We are on week 2 of the newly implemented weekly menu/grocery shopping/prep plan. So far, so good. Compared to last month’s figures, I’ve already saved over $200.00 in food cost. I’ve thrown out less food than I have in the past, and I’ve actually used up almost every single vegetable I had in the house. I’ve got a few tomatoes, 1 cucumber, 1 green pepper, 1 yellow onion, and some lettuce. I’m inspired by this new plan and how it is working. We’ve stayed on target with the menu, with a few adjustments here and there. I did get sick for two days last week, and even though the menu schedule shifted, there was no additional expenditures, no running out to a restaurant for quick eats. I had made enough food on my days off for the Partner to survive a sick day or two.
I had some left over vegetables from the weekly cooking, so I let loose a soup. I love making soups, and there is usually more soup made than can be eaten. Not this time. I’m sure this Weekly Kitchen Sink Soup will go fast. It’s been rainy and gloomy for two days now, perfect soup weather.
This soup goes great with salad, or when it’s cold and rainy. The combination of ginger and clove is powerful, add the fennel into the mix and it becomes a potent hummy soup guaranteed to satisfy even the heartiest appetite.
½ fennel bulb, shaved (left over from previous meal, found while rummaging around in fridge)
2 carrots, peeled and sliced into coins (if you prefer you can dice the carrots)
broccoli stalk, peeled and diced (left over from previous meal)
½ inch ginger, peeled and cut into matchsticks
6 mushrooms (button or crimini), sliced (left over from salads and such)
½ head of cabbage, sliced thin (left over from making Bund Gobi)
½ tsp fennel seed, toasted
1 tsp mustard seeds
1 tsp coriander, ground
Pinch of clove, ground
Prepare all the vegetables. Toast fennel seed. Set aside.
Heat up a soup pot, add sunflower oil. Turn heat down and add fennel. Cook until fennel starts to caramelize. Add carrots, ginger, and broccoli stalk. Saute until vegetables become tender. Add 6 cups of water, mustard seed, fennel seed, coriander and clove. Bring to a boil. Turn heat down and simmer for 10 to 15 minutes. Add cabbage and mushrooms. Cook until cabbage wilts, and mushrooms soften.
There has been an abundance of eggplant here in the Valley of the Sun, so I thought I’d make a vegetable dish without using the cookbook. I followed steps I’ve learned, toasting the seed spices, soaking tamarind, and stacking flavors. I found a name for this recipe, and I think I like it.
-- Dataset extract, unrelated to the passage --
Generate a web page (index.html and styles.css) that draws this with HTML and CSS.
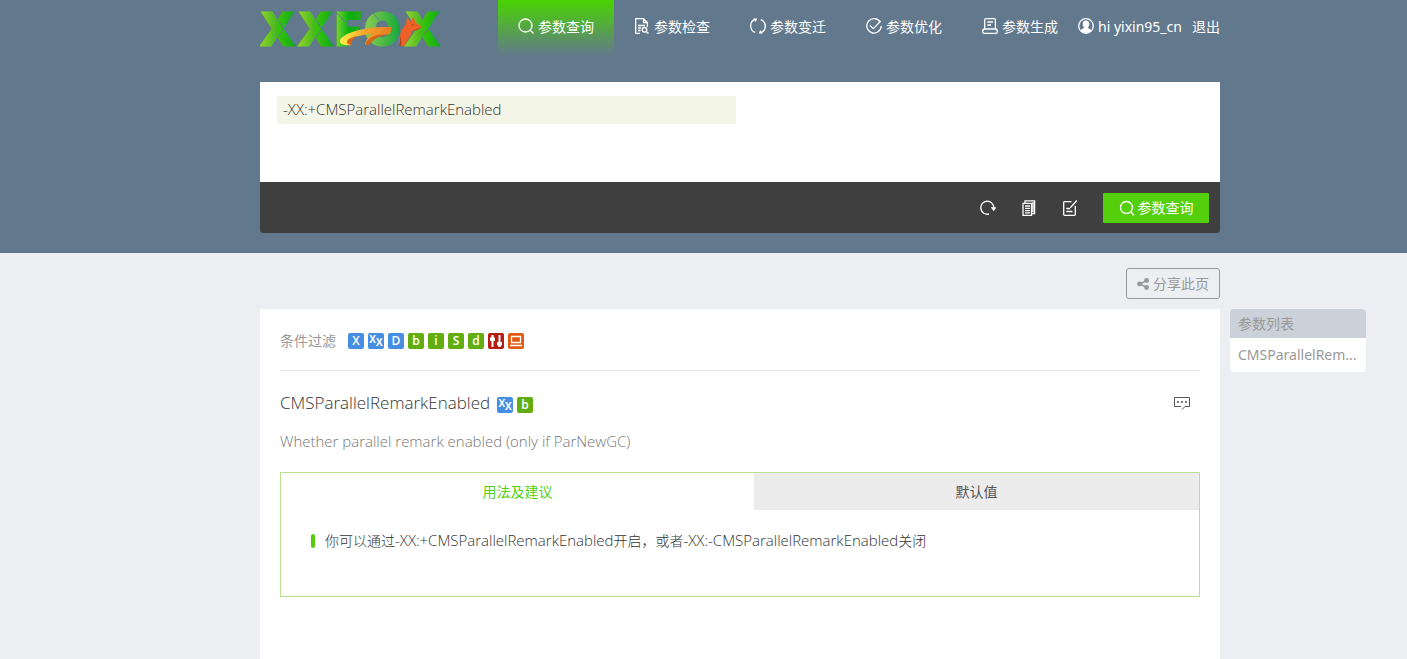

Let me know if you do.
You are probably wondering how to find some of the ingredients I use in this recipe. I have the advantage of having a Vietnamese Grocer several blocks from the house. I can buy some of the specialty items there, split mung beans and eggplant especially. For the bulk spices I go to the Herbalist down the street. They carry a decent supply of fresh herbs and spices. Their cumin is fantastic. When I need to find the exotic, there is a super chain called LeeLees that specializes in International foods. They have a great produce section as well as a selection of the Indian Spices I use. If you can’t find some of these ingredients in your market, check online, there are several reputable companies with reasonable prices. You can look into Chakra 4, they ship throughout the U.S, and to some other countries.
Soak the tamarind in hot water for 15 minutes. Break up the tamarind and strain. Reserve the tamarind Juice.
Heat a large heavy bottomed sauce pan. Add the oil. Add onions and ginger, saute until onions become soft. Add sweet potatoes, saute for another minute or two. Then add eggplant, drumstick, and chilis. Cook until the vegetables become tender.
In another sauce pan, place mung beans and 3 cups water. Cover and bring to a boil. Turn the heat down to simmer. Cook until mung beans become mushy.
While vegetables and beans are cooking, toast each spice seed separately. Place in a skillet on low and toast for 3-4 minutes until seeds release their aroma.
Add the turmeric, cumin, fenugreek, coriander, amchur powder, and tamarind juice to the vegetables. Cook another 5 to 7 minutes, or until the spices are incorporated.
Serve hot over the Mung beans, with flat bread or crackers.
note I added cherry tomatoes to this recipe because I needed to use them up. You can use Romas or regular cherry tomatoes.